Sony didn't use their enormous mindshare advantage from the PS1 generation to cut back on the PS2 hardware. And then they didn't use their enormous mindshare advantage from the PS2 generation to cut back on the PS3 hardware.



But somehow Sony will now use their mindshare advantage from the PS4 generation to cut back on the PS5 hardware price and undercut their significantly weaker competition in price, despite them stating the exact opposite in their investor presentations and their main source of income being software and not hardware.
The mental gymnastics people use to justify and explain religious beliefs is astounding.
 
Lower profits on selling hardware lasts a couple of years. Significantly slower baseline hardware lasts an entire generation, and is able to hurt software sales much more than making money on the hardware ever could.

Most likely sony is aware that the casual market (over 90% ?) doesnt care about specs, if they can reduce their loss on every box sold, or even earn on it, then why not? Also, how much will software sales be hurt if theres a 9 vs 12TF difference? For exclusives it wont matter, and i doubt the avarage consumer is buying their games based on pixel count or extra settings.

Sony didn't use their enormous mindshare advantage from the PS1 generation to cut back on the PS2 hardware. And then they didn't use their enormous mindshare advantage from the PS2 generation to cut back on the PS3 hardware.

In the case of PS2, they used totally exotic own-developed hardware, flexible but not fastest hw. In the case of PS3, the cell was 'in-house', but the GPU was a generation behind what was available at the time, significantly, which wasnt their own exotic design.

But somehow Sony will now use their mindshare advantage from the PS4 generation to cut back on the PS5 hardware price and undercut their significantly weaker competition in price, despite them stating the exact opposite in their investor presentations and their main source of income being software and not hardware.

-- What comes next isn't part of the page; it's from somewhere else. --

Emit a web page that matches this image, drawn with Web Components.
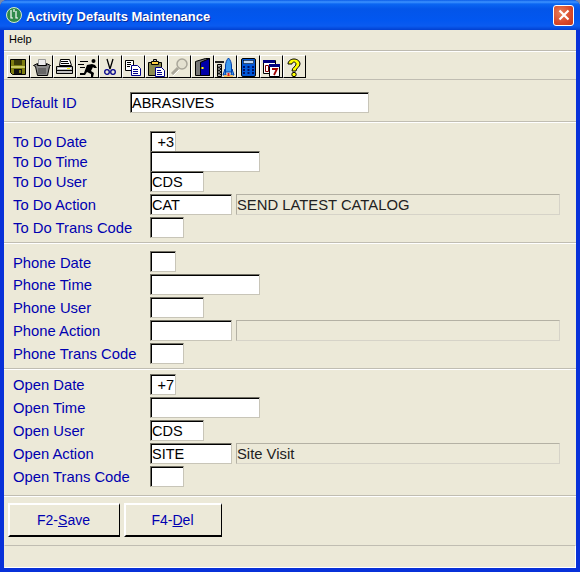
<!DOCTYPE html>
<html>
<head>
<meta charset="utf-8">
<title>Activity Defaults Maintenance</title>
<style>
    html, body { margin: 0; padding: 0; background: #ece9d8; }
</style>
</head>
<body>
<xp-window caption="Activity Defaults Maintenance">
    <xp-toolbar></xp-toolbar>
    <xp-section pad="12px 0 8px">
        <form-row label="Default ID" lx="7" fx="126" fw="239" value="ABRASIVES"></form-row>
    </xp-section>
    <xp-section pad="8px 0 4px">
        <form-row label="To Do Date" fw="26" value="+3" right="1"></form-row>
        <form-row label="To Do Time" fw="110" mt="-1"></form-row>
        <form-row label="To Do User" fw="54" mt="-1" value="CDS"></form-row>
        <form-row label="To Do Action" fw="82" value="CAT" desc="SEND LATEST CATALOG"></form-row>
        <form-row label="To Do Trans Code" fw="34"></form-row>
    </xp-section>
    <xp-section pad="7px 0 4px">
        <form-row label="Phone Date" fw="26" low="1"></form-row>
        <form-row label="Phone Time" fw="110"></form-row>
        <form-row label="Phone User" fw="54"></form-row>
        <form-row label="Phone Action" fw="82" desc=""></form-row>
        <form-row label="Phone Trans Code" fw="34"></form-row>
    </xp-section>
    <xp-section pad="4px 0 8px">
        <form-row label="Open Date" fw="26" value="+7" right="1"></form-row>
        <form-row label="Open Time" fw="110"></form-row>
        <form-row label="Open User" fw="54" value="CDS"></form-row>
        <form-row label="Open Action" fw="82" value="SITE" desc="Site Visit"></form-row>
        <form-row label="Open Trans Code" fw="34"></form-row>
    </xp-section>
    <button-bar>
        <xp-button w="112">F2-<u>S</u>ave</xp-button>
        <xp-button w="98">F4-<u>D</u>el</xp-button>
    </button-bar>
</xp-window>

<script>
// toolbar art, drawn on a 20x20 grid
const TOOL_ICONS = [
    // save
    `<path d="M1.500 1.500h15v15h-13l-2-2z" fill="#7d7d10" stroke="#000"/><rect x="5" y="2" width="8" height="5" fill="#3a3a08"/><rect x="2" y="8" width="14" height="2" fill="#c8c860"/><rect x="5" y="11" width="8" height="5" fill="#111"/><rect x="10" y="12" width="2" height="3" fill="#7d7d10"/>`,
    // basket
    `<path d="M6.500 1.500h7v6h-7z" fill="#ececec" stroke="#999"/><path d="M1.500 7.500l4-2v2h9v-2l4 2-1 1-2 9h-10l-2-9z" fill="#8b8b8b" stroke="#000"/><path d="M6 10h8v6H6z" fill="#666"/>`,
    // printer
    `<g transform="translate(-1 0)"><path d="M6.500 1.500h9l2 6h-12z" fill="#fff" stroke="#000"/><path d="M7 3.500h7M7 5.500h8" stroke="#000"/><path d="M2.500 8.500h16v7h-16z" fill="#c0c0c0" stroke="#000"/><path d="M4 10.500h13" stroke="#fff"/><path d="M3 12.500h15" stroke="#000"/><rect x="13" y="10" width="3" height="1" fill="#ff0"/></g>`,
    // running man
    `<circle cx="15.500" cy="3" r="2"/><path d="M9 7l5-1 3 1 2 3-3 0-1-1-2 4 3 2-1 4h-2l0-3-4-2-2 3-5 0 0-2 4 0z"/><path d="M2 3.500h8M0 6.500h6M2 9.500h5" stroke="#000" fill="none"/>`,
    // scissors
    `<path d="M6 1l3 10M12 1L9 11" stroke="#000" stroke-width="1.300" fill="none"/><circle cx="6" cy="14" r="2.300" fill="none" stroke="#00008b" stroke-width="1.300"/><circle cx="12" cy="14" r="2.300" fill="none" stroke="#00008b" stroke-width="1.300"/>`,
    // copy
    `<g transform="translate(-1 0)"><path d="M2.500 2.500h8v10h-8z" fill="#fff" stroke="#000"/><path d="M4 4.500h4M4 6.500h4M4 8.500h3" stroke="#000"/><path d="M8.500 7.500h6l3 3v7h-9z" fill="#fff" stroke="#00008b"/><path d="M10 11.500h5M10 13.500h5M10 15.500h5" stroke="#00008b"/></g>`,
    // paste
    `<g transform="translate(-1 0)"><path d="M2.500 4.500h13v13h-13z" fill="#8a8a50" stroke="#000"/><path d="M5.500 3.500h7v3h-7z" fill="#ffd040" stroke="#000"/><path d="M7.500 1.500h3v2h-3z" fill="#c0c0c0" stroke="#000"/><path d="M9.500 9.500h6l3 3v6h-9z" fill="#fff" stroke="#00008b"/><path d="M11 12.500h4M11 14.500h5M11 16.500h5" stroke="#00008b"/></g>`,
    // find, greyed out
    `<circle cx="12" cy="6" r="5" fill="#e4e1d0" stroke="#aaa79a" stroke-width="1.500"/><path d="M8 10l-6 6" stroke="#aaa79a" stroke-width="3"/><path d="M9 12l-6 6" stroke="#fff"/>`,
    // door
    `<g transform="translate(0 -1)"><path d="M2.500 4.500l10-3h4v17h-14z" fill="#777" stroke="#000"/><path d="M7.500 5.500l9-4v17h-9z" fill="#0000a8" stroke="#000"/><rect x="8.500" y="10" width="2" height="2" fill="#ff0"/></g>`,
    // tower and rocket
    `<g transform="translate(-2 0)"><path d="M3.500 6.500h4v12h-4z" fill="#bbb" stroke="#000"/><path d="M3 8l4 3M7 8l-4 3M3 11l4 3M7 11l-4 3M3 14l4 3M7 14l-4 3" stroke="#000"/><path d="M1 3h9v2H1z" fill="#222"/><path d="M14.500 0c2 2 3 5 3 8v6h-6V8c0-3 1-6 3-8z" fill="#3c9cf0" stroke="#003ca8"/><path d="M11 11l-2 6h3zM18 11l2 6h-3z" fill="#3c9cf0" stroke="#003ca8"/><path d="M10 17h9v2h-9z" fill="#f4c060"/><path d="M13.500 15h2v3h-2z" fill="#e02020"/></g>`,
    // calculator
    `<g transform="translate(-1 0)"><rect x="3.500" y="0.500" width="14" height="18" rx="1.500" fill="#0058d8" stroke="#000"/><rect x="5.500" y="2.500" width="10" height="3" fill="#bcd8f8" stroke="#000" stroke-width="0.500"/><path d="M5 8h2v2H5zM9.500 8h2v2h-2zM14 8h2v2h-2zM5 11h2v2H5zM9.500 11h2v2h-2zM14 11h2v2h-2zM5 14h2v2H5zM9.500 14h2v2h-2zM14 14h2v2h-2z" fill="#001060"/></g>`,
    // calendar
    `<g transform="translate(-1 0)"><path d="M2.500 2.500h12v13h-12z" fill="#fff" stroke="#000"/><path d="M2 2h12v3H2z" fill="#000080"/><path d="M4.500 7.500h3v6h-3z" fill="none" stroke="#800000"/><path d="M8.500 6.500h10v12h-10z" fill="#fff" stroke="#000"/><path d="M8 6h11v3H8z" fill="#000080"/><path d="M11 11h5l-3 6" fill="none" stroke="#a00000" stroke-width="1.800"/></g>`,
    // help
    `<g transform="translate(-1 0)"><path d="M4 6c0-3 3-5 6-5s6 2 6 5c0 3-4 4-4 7H8c0-4 4-4 4-7 0-1-1-2-2-2s-2 1-2 2z" fill="#ffff00" stroke="#000"/><circle cx="10" cy="16.500" r="2.200" fill="#ffff00" stroke="#000"/></g>`
];

class XpWindow extends HTMLElement {
    constructor() {
        super();
        this.attachShadow({ mode: 'open' });
        this.shadowRoot.innerHTML = `
            <style>
                :host { display: block; width: 580px; height: 572px; box-sizing: border-box; font-family: "Liberation Sans", Arial, sans-serif; background: #7a8aa8; }
                .frame { display: flex; flex-direction: column; height: 100%; box-sizing: border-box; background: #0831d9; padding: 0 4px 4px; border-radius: 7px 7px 0 0; overflow: hidden; }
                .title { display: flex; align-items: center; height: 30px; margin: 0 -4px; padding: 0 6px 0 6px; flex: none; color: #fff;
                    background: linear-gradient(#0a5ce8 0, #3d93ff 2px, #0a66f2 4px, #0355e9 9px, #0257f0 20px, #0a5bf0 26px, #0240d0 30px); }
                .logo { width: 16px; height: 16px; margin-right: 4px; margin-top: -1px; flex: none; }
                .cap { font: bold 13px "Liberation Sans", sans-serif; margin-top: 2px; text-shadow: 1px 1px 0 #0a2a9a; flex: 1; white-space: nowrap; }
                .close { width: 21px; height: 21px; box-sizing: border-box; border: 1px solid #fff; border-radius: 3px; background: radial-gradient(circle at 35% 35%, #e8805a, #d8482a 60%, #c0381c); display: flex; align-items: center; justify-content: center; }
                .body { flex: 1; display: flex; flex-direction: column; background: #ece9d8; min-height: 0; }
                .menu { height: 21px; flex: none; box-sizing: border-box; display: flex; align-items: center; padding: 0 0 3px 5px; font: 11px "Liberation Sans", sans-serif; color: #000; border-bottom: 1px solid #bdbab0; box-shadow: 0 1px 0 #fff; }
                .status { flex: 1; border: 1px solid; border-color: #c0bdb2 #fff #fff #ece9d8; }
            </style>
            <div class="frame">
                <div class="title">
                    <svg class="logo" viewBox="0 0 16 16"><circle cx="8" cy="8" r="7.500" fill="#2f8a4a" stroke="#d0e8d0" stroke-width="1"/><path d="M5 3v8h2M10 4v7h2M8 2v3" stroke="#fff" fill="none" stroke-width="1.200"/></svg>
                    <span class="cap"></span>
                    <div class="close"><svg width="12" height="12" viewBox="0 0 12 12"><path d="M1.500 1.500l9 9M10.500 1.500l-9 9" stroke="#fff" stroke-width="2.200"/></svg></div>
                </div>
                <div class="body">
                    <div class="menu">Help</div>
                    <slot></slot>
                    <div class="status"></div>
                </div>
            </div>`;
        this.shadowRoot.querySelector('.cap').textContent = this.getAttribute('caption');
    }
}

class XpToolbar extends HTMLElement {
    constructor() {
        super();
        this.attachShadow({ mode: 'open' });
        let buttons = '';
        for (let i = 0; i < TOOL_ICONS.length; ++i) {
            buttons += `<div class="tb"><svg width="20" height="20" viewBox="0 -1 20 20">${TOOL_ICONS[i]}</svg></div>`;
        }
        this.shadowRoot.innerHTML = `
            <style>
                :host { display: flex; flex: none; height: 29px; box-sizing: border-box; padding: 4px 0 0 3px; border-bottom: 1px solid #c0bdb2; }
                .tb { width: 23px; height: 23px; box-sizing: border-box; border: 1px solid; border-color: #fff #000 #000 #fff; display: flex; align-items: center; justify-content: center; }
                svg { overflow: visible; }
            </style>${buttons}`;
    }
}

class XpSection extends HTMLElement {
    constructor() {
        super();
        this.attachShadow({ mode: 'open' });
        this.shadowRoot.innerHTML = `
            <style>
                :host { display: flex; flex-direction: column; gap: 2px; flex: none; box-sizing: border-box; border-bottom: 1px solid #c0bdb2; box-shadow: 0 1px 0 #fff; margin-bottom: 1px; padding: ${this.getAttribute('pad')}; }
            </style>
            <slot></slot>`;
    }
}

class FormRow extends HTMLElement {
    constructor() {
        super();
        this.attachShadow({ mode: 'open' });
        let value = this.getAttribute('value') || '';
        let hasDesc = this.hasAttribute('desc');
        let lx = this.getAttribute('lx') || 9;
        let fx = this.getAttribute('fx') || 146;
        // mt is added on top of the 2px section gap, so -1 makes the boxes touch and overlap by a pixel
        let mt = this.getAttribute('mt') ? parseInt(this.getAttribute('mt')) - 2 : 0;
        this.shadowRoot.innerHTML = `
            <style>
                :host { display: flex; align-items: center; margin-top: ${mt}px; height: 21px; }
                label { width: ${fx - lx}px; margin-left: ${lx}px; flex: none; color: #0000b0; font: 14.800px "Liberation Sans", sans-serif; white-space: nowrap; padding-top: ${this.hasAttribute('low') ? 2 : 0}px; }
                .box { box-sizing: border-box; display: flex; align-items: center; width: ${this.getAttribute('fw')}px; height: 100%; flex: none; background: #fff; border: 1px solid; border-color: #716f64 #c8c5b8 #c8c5b8 #716f64; box-shadow: inset 1px 1px 0 #000;
                    padding: 0 1px; font: 14.500px "Liberation Sans", sans-serif; color: #000; white-space: nowrap; overflow: hidden; }
                .box.right { justify-content: flex-end; }
                .desc { box-sizing: border-box; display: flex; align-items: center; margin-left: 4px; width: 324px; height: 100%; flex: none; border: 1px solid; border-color: #b4b1a4 #d6d3c8 #d6d3c8 #b4b1a4; font: 14.800px "Liberation Sans", sans-serif; color: #222; white-space: nowrap; }
            </style>
            <label>${this.getAttribute('label')}</label>
            <div class="box${this.hasAttribute('right') ? ' right' : ''}">${value}</div>
            ${hasDesc ? `<div class="desc">${this.getAttribute('desc')}</div>` : ''}`;
    }
}

class ButtonBar extends HTMLElement {
    constructor() {
        super();
        this.attachShadow({ mode: 'open' });
        this.shadowRoot.innerHTML = `
            <style>
                :host { display: flex; flex: none; gap: 4px; height: 48px; box-sizing: border-box; padding: 6px 0 0 4px; }
            </style>
            <slot></slot>`;
    }
}

class XpButton extends HTMLElement {
    constructor() {
        super();
        this.attachShadow({ mode: 'open' });
        this.shadowRoot.innerHTML = `
            <style>
                :host { display: flex; align-items: center; justify-content: center; box-sizing: border-box; width: ${this.getAttribute('w')}px; height: 34px; padding-right: 2px; border: 2px solid; border-color: #fff #000 #000 #fff; border-right-width: 1px; color: #0000b0; font: 14px "Liberation Sans", sans-serif; }
            </style>
            <slot></slot>`;
    }
}

customElements.define('xp-window', XpWindow);
customElements.define('xp-toolbar', XpToolbar);
customElements.define('xp-section', XpSection);
customElements.define('form-row', FormRow);
customElements.define('button-bar', ButtonBar);
customElements.define('xp-button', XpButton);
</script>
</body>
</html>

Coming from the PS2 gen, where the xb sold 24m vs ps2 155m, having a expensive console (PS3) almost sunk Sony. Just because a gen was a huge success doesnt mean Sony wants to subsidize their hardware again, as that didnt really turn out great last time.
 
That's really not Economics 101..
Pricing your products down diminishes your brand value. Diminishing your brand value gives you lower mindshare. Lower mindshare means lower sales.
Increasing your price may actually get you higher sales.
What matters is if enough people concede that your value offer is worth the price you ask for.
The demand in general has negative correlation between price and units sold.
What you describe is not a 101 rule. If the product is sold as a luxurious niche product it can have a higher price with comparatively insignificant reductions in demand for the specific target market.
A Lambo was designed from the start as a luxury product. It doesn't compete with Toyota or Mazda's market share but it competes with Ferrari. Also luxury product with less market share than a Mazda. Reducing the price too much might have a negative effect on the target market (the super rich that want to boast about having a luxurious expensive car) but it might generate new sales from a market with less income. Or it may not reach that level of price where it can generate those sales due to the larger inequality gap.
In the case of console it is a mainstream product and it needs to be mainstream to be able to sell as many software as possible. It needs to be priced attractively. Increasing the price will not increase sales by any means, unless it is accommodated with something that increases the perception of value. Even then, and even if the price is excused by the value, it shouldnt fall in the territory where it is attractive for and purchased by the wealthier but transforms itself into a wishful product for those with not enough income.
 
The demand in general has negative correlation between price and units sold.
What you describe is not a 101 rule. If the product is sold as a luxurious niche product it can have a higher price with comparatively insignificant reductions in demand for the specific target market.
A Lambo was designed from the start as a luxury product. It doesn't compete with Toyota or Mazda's market share but it competes with Ferrari. Also luxury product with less market share than a Mazda. Reducing the price too much might have a negative effect on the target market (the super rich that want to boast about having a luxurious expensive car) but it might generate new sales from a market with less income. Or it may not reach that level of price where it can generate those sales due to the larger inequality gap.
In the case of console it is a mainstream product and it needs to be mainstream to be able to sell as many software as possible. It needs to be priced attractively. Increasing the price will not increase sales by any means, unless it is accommodated with something that increases the perception of value. Even then, and even if the price is excused by the value, it shouldnt fall in the territory where it is attractive for and purchased by the wealthier but transforms itself into a wishful product for those with not enough income.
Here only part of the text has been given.